We assume that Mentos provides enough nucleation sites for the dissolved CO2 to release from solution to produce a foam that is ejected from the nozzle as a jet. The composition of the mixture will remain constant, but the pressure and density of the foam decrease as the foam is depleted from the reservoir. In principle we could solve do a material balance under the assumption of vapor-liquid equilibrium.

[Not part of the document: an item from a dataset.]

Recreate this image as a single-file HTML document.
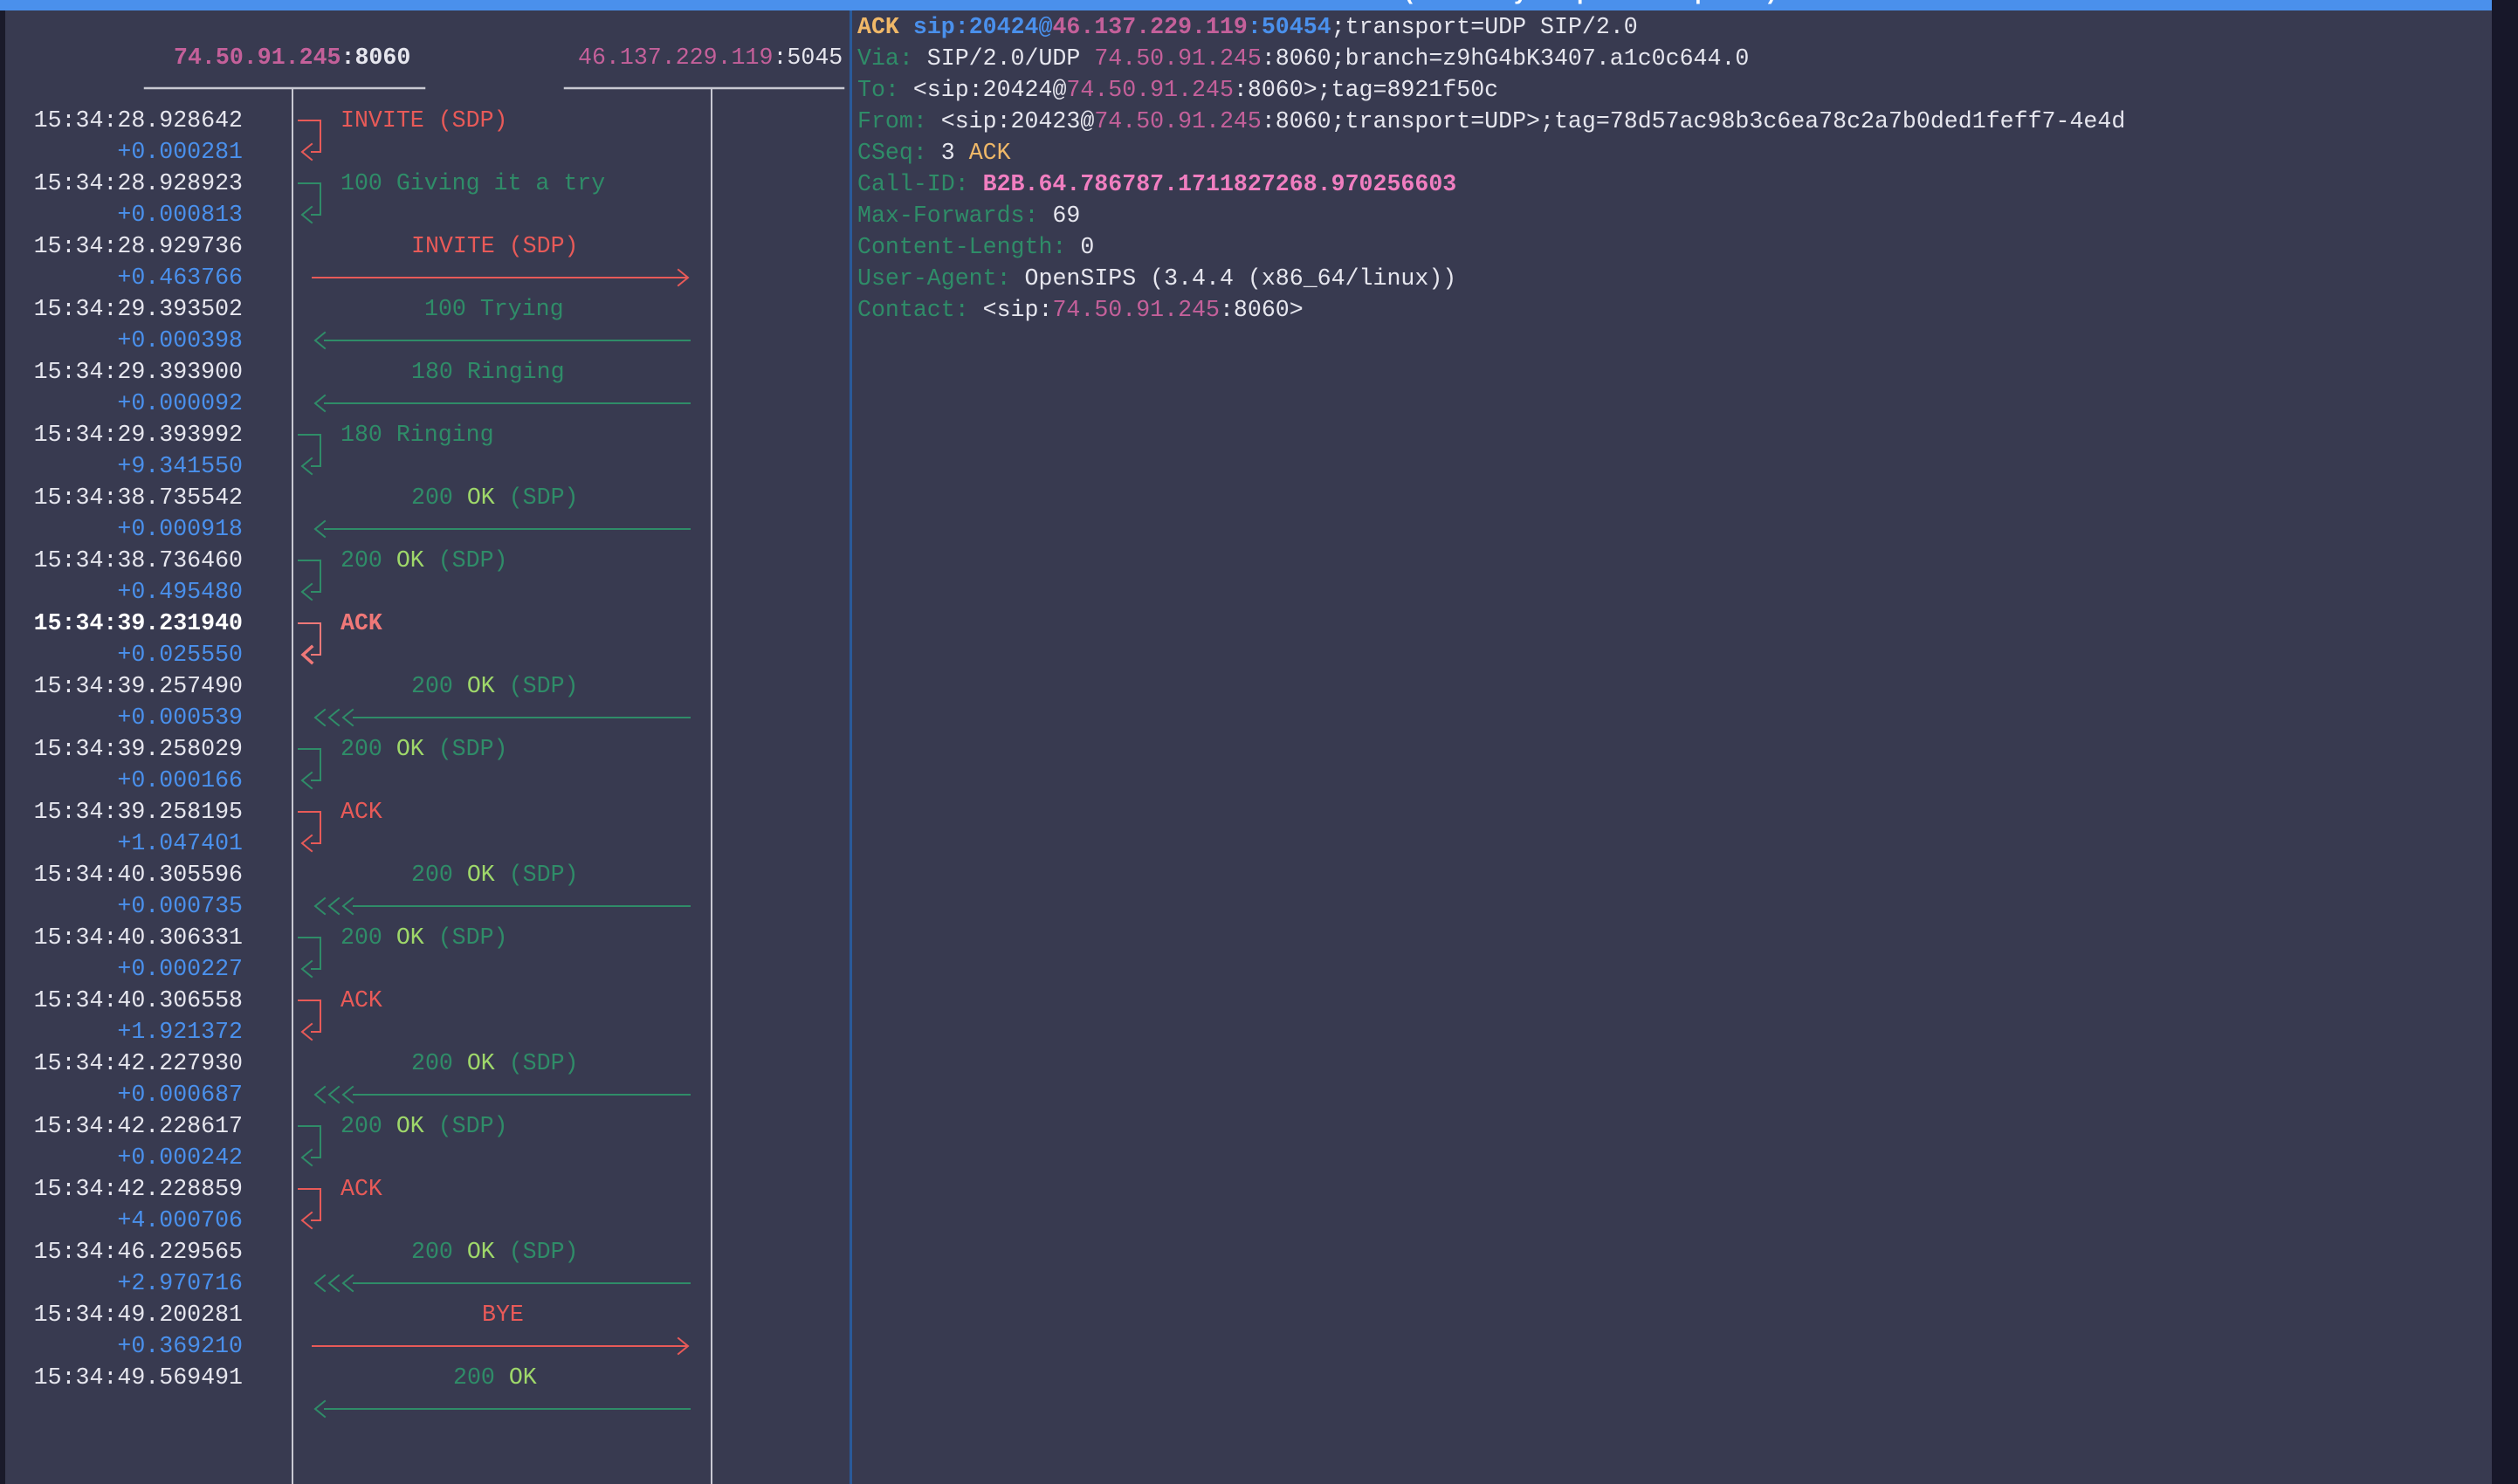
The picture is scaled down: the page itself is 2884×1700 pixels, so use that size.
<!DOCTYPE html>
<html><head><meta charset="utf-8"><style>
*{margin:0;padding:0;box-sizing:border-box}
html,body{width:2884px;height:1700px;overflow:hidden;background:#383a50}
body{position:relative;font-family:"Liberation Mono","DejaVu Sans Mono",monospace;font-size:26.6px;color:#e6e6ee}
.a{position:absolute;white-space:pre;line-height:36px;height:36px}
.ts{left:0;width:278px;text-align:right}
.d{color:#4a90ec}
.r{color:#e85a58}.rb{color:#f07878;font-weight:bold}
.g{color:#2f8c68}.ok{color:#9fd86a}
.ip{color:#c4609a}.w{color:#e6e6ee}
.o{color:#f0b868}
</style></head><body>
<div style="position:absolute;left:0;top:0;width:6px;height:1700px;background:#1a1a2a"></div>
<div style="position:absolute;left:2854px;top:0;width:30px;height:1700px;background:#171729"></div>
<div style="position:absolute;left:0;top:0;width:2854px;height:12px;background:#4a90ec;overflow:hidden">
<div class="a" style="left:824px;top:-26px;color:#fff;font-weight:bold">Call Flow for B2B.64.786787.1711827268.970256603 (Color by Request/Response)</div></div>
<div style="position:absolute;left:973px;top:12px;width:3px;height:1688px;background:#2a5a9a"></div>

<div class="a" style="left:199px;top:48px;font-weight:bold"><span class="ip">74.50.91.245</span>:8060</div>
<div class="a" style="left:662px;top:48px"><span class="ip">46.137.229.119</span>:5045</div>

<svg style="position:absolute;left:0;top:0" width="980" height="1700" fill="none" stroke-linecap="square">
<g stroke="#c8c8d2" stroke-width="2.5"><path d="M166 101H486M647 101H966"/></g>
<g stroke="#c8c8d2" stroke-width="2"><path d="M335 101V1700M815 101V1700"/></g>
<g stroke-width="2" stroke-linejoin="miter">
<!-- self arrows -->
<g stroke="#e85a58">
<path d="M342 138H367V174H357M357 165L346 174L357 183"/>
<path d="M342 930H367V966H357M357 957L346 966L357 975"/>
<path d="M342 1146H367V1182H357M357 1173L346 1182L357 1191"/>
<path d="M342 1362H367V1398H357M357 1389L346 1398L357 1407"/>
</g>
<path stroke="#f07878" d="M342 714H367V750H357"/>
<path stroke="#f07878" stroke-width="3.5" d="M357 741L347 750L357 759"/>
<g stroke="#2f8c68">
<path d="M342 210H367V246H357M357 237L346 246L357 255"/>
<path d="M342 498H367V534H357M357 525L346 534L357 543"/>
<path d="M342 642H367V678H357M357 669L346 678L357 687"/>
<path d="M342 858H367V894H357M357 885L346 894L357 903"/>
<path d="M342 1074H367V1110H357M357 1101L346 1110L357 1119"/>
<path d="M342 1290H367V1326H357M357 1317L346 1326L357 1335"/>
</g>
<!-- right arrows -->
<g stroke="#e85a58">
<path d="M358 318H786M777 309L788 318L777 327"/>
<path d="M358 1542H786M777 1533L788 1542L777 1551"/>
</g>
<!-- left arrows -->
<g stroke="#2f8c68">
<path d="M372 390H790M372 381L361 390L372 399"/>
<path d="M372 462H790M372 453L361 462L372 471"/>
<path d="M372 606H790M372 597L361 606L372 615"/>
<path d="M372 1614H790M372 1605L361 1614L372 1623"/>
<path d="M405 822H790M372 813L361 822L372 831M388 813L377 822L388 831M404 813L393 822L404 831"/>
<path d="M405 1038H790M372 1029L361 1038L372 1047M388 1029L377 1038L388 1047M404 1029L393 1038L404 1047"/>
<path d="M405 1254H790M372 1245L361 1254L372 1263M388 1245L377 1254L388 1263M404 1245L393 1254L404 1263"/>
<path d="M405 1470H790M372 1461L361 1470L372 1479M388 1461L377 1470L388 1479M404 1461L393 1470L404 1479"/>
</g>
</g>
</svg>

<!-- timestamps -->
<div class="a ts" style="top:120px">15:34:28.928642</div><div class="a ts d" style="top:156px">+0.000281</div>
<div class="a ts" style="top:192px">15:34:28.928923</div><div class="a ts d" style="top:228px">+0.000813</div>
<div class="a ts" style="top:264px">15:34:28.929736</div><div class="a ts d" style="top:300px">+0.463766</div>
<div class="a ts" style="top:336px">15:34:29.393502</div><div class="a ts d" style="top:372px">+0.000398</div>
<div class="a ts" style="top:408px">15:34:29.393900</div><div class="a ts d" style="top:444px">+0.000092</div>
<div class="a ts" style="top:480px">15:34:29.393992</div><div class="a ts d" style="top:516px">+9.341550</div>
<div class="a ts" style="top:552px">15:34:38.735542</div><div class="a ts d" style="top:588px">+0.000918</div>
<div class="a ts" style="top:624px">15:34:38.736460</div><div class="a ts d" style="top:660px">+0.495480</div>
<div class="a ts" style="top:696px;font-weight:bold;color:#fff">15:34:39.231940</div><div class="a ts d" style="top:732px">+0.025550</div>
<div class="a ts" style="top:768px">15:34:39.257490</div><div class="a ts d" style="top:804px">+0.000539</div>
<div class="a ts" style="top:840px">15:34:39.258029</div><div class="a ts d" style="top:876px">+0.000166</div>
<div class="a ts" style="top:912px">15:34:39.258195</div><div class="a ts d" style="top:948px">+1.047401</div>
<div class="a ts" style="top:984px">15:34:40.305596</div><div class="a ts d" style="top:1020px">+0.000735</div>
<div class="a ts" style="top:1056px">15:34:40.306331</div><div class="a ts d" style="top:1092px">+0.000227</div>
<div class="a ts" style="top:1128px">15:34:40.306558</div><div class="a ts d" style="top:1164px">+1.921372</div>
<div class="a ts" style="top:1200px">15:34:42.227930</div><div class="a ts d" style="top:1236px">+0.000687</div>
<div class="a ts" style="top:1272px">15:34:42.228617</div><div class="a ts d" style="top:1308px">+0.000242</div>
<div class="a ts" style="top:1344px">15:34:42.228859</div><div class="a ts d" style="top:1380px">+4.000706</div>
<div class="a ts" style="top:1416px">15:34:46.229565</div><div class="a ts d" style="top:1452px">+2.970716</div>
<div class="a ts" style="top:1488px">15:34:49.200281</div><div class="a ts d" style="top:1524px">+0.369210</div>
<div class="a ts" style="top:1560px">15:34:49.569491</div>

<!-- labels -->
<div class="a r" style="left:390px;top:120px">INVITE (SDP)</div>
<div class="a g" style="left:390px;top:192px">100 Giving it a try</div>
<div class="a r" style="left:471px;top:264px">INVITE (SDP)</div>
<div class="a g" style="left:486px;top:336px">100 Trying</div>
<div class="a g" style="left:471px;top:408px">180 Ringing</div>
<div class="a g" style="left:390px;top:480px">180 Ringing</div>
<div class="a g" style="left:471px;top:552px">200 <span class="ok">OK</span> (SDP)</div>
<div class="a g" style="left:390px;top:624px">200 <span class="ok">OK</span> (SDP)</div>
<div class="a rb" style="left:390px;top:696px">ACK</div>
<div class="a g" style="left:471px;top:768px">200 <span class="ok">OK</span> (SDP)</div>
<div class="a g" style="left:390px;top:840px">200 <span class="ok">OK</span> (SDP)</div>
<div class="a r" style="left:390px;top:912px">ACK</div>
<div class="a g" style="left:471px;top:984px">200 <span class="ok">OK</span> (SDP)</div>
<div class="a g" style="left:390px;top:1056px">200 <span class="ok">OK</span> (SDP)</div>
<div class="a r" style="left:390px;top:1128px">ACK</div>
<div class="a g" style="left:471px;top:1200px">200 <span class="ok">OK</span> (SDP)</div>
<div class="a g" style="left:390px;top:1272px">200 <span class="ok">OK</span> (SDP)</div>
<div class="a r" style="left:390px;top:1344px">ACK</div>
<div class="a g" style="left:471px;top:1416px">200 <span class="ok">OK</span> (SDP)</div>
<div class="a r" style="left:552px;top:1488px">BYE</div>
<div class="a g" style="left:519px;top:1560px">200 <span class="ok">OK</span></div>

<!-- right pane -->
<div class="a" style="left:982px;top:13px"><b class="o">ACK</b> <b class="d">sip:20424@</b><b class="ip">46.137.229.119</b><b class="d">:50454</b>;transport=UDP SIP/2.0</div>
<div class="a" style="left:982px;top:49px"><span class="g">Via:</span> SIP/2.0/UDP <span class="ip">74.50.91.245</span>:8060;branch=z9hG4bK3407.a1c0c644.0</div>
<div class="a" style="left:982px;top:85px"><span class="g">To:</span> &lt;sip:20424@<span class="ip">74.50.91.245</span>:8060&gt;;tag=8921f50c</div>
<div class="a" style="left:982px;top:121px"><span class="g">From:</span> &lt;sip:20423@<span class="ip">74.50.91.245</span>:8060;transport=UDP&gt;;tag=78d57ac98b3c6ea78c2a7b0ded1feff7-4e4d</div>
<div class="a" style="left:982px;top:157px"><span class="g">CSeq:</span> 3 <span class="o">ACK</span></div>
<div class="a" style="left:982px;top:193px"><span class="g">Call-ID:</span> <b style="color:#f07ec0">B2B.64.786787.1711827268.970256603</b></div>
<div class="a" style="left:982px;top:229px"><span class="g">Max-Forwards:</span> 69</div>
<div class="a" style="left:982px;top:265px"><span class="g">Content-Length:</span> 0</div>
<div class="a" style="left:982px;top:301px"><span class="g">User-Agent:</span> OpenSIPS (3.4.4 (x86_64/linux))</div>
<div class="a" style="left:982px;top:337px"><span class="g">Contact:</span> &lt;sip:<span class="ip">74.50.91.245</span>:8060&gt;</div>
</body></html>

But to keep things simple, we'll take a short-cut and assume a particular form for the relatonship.

In [4]:
P_atm = 101325.0             # Atmospheric pressure   N/m**2
P_initial = 3*P_atm          # Initial pressure in the bottle
rho_initial = 1000           # Initial foam density kg/m**3
rho_final = 200              # Foam density at atmospheric pressure, determine expt'l.  kg/m**3

def Pb(rho):
    return rho*P_initial/rho_initial

rho = linspace(0,1000)        # kg/m**3

rcParams['figure.figsize'] = 6,3

ylabel('Pressure [kPa]')
xlabel('rho [kg/m**3]')
title('Foam Pressure versus Density')
<matplotlib.text.Text at 0x107b60f90>

Mass, Momentum, and Energy Balances

Mass Balance

Mass balance where $b$ refers to conditions in the bottle, and $a$ to conditions at the nozzle exit.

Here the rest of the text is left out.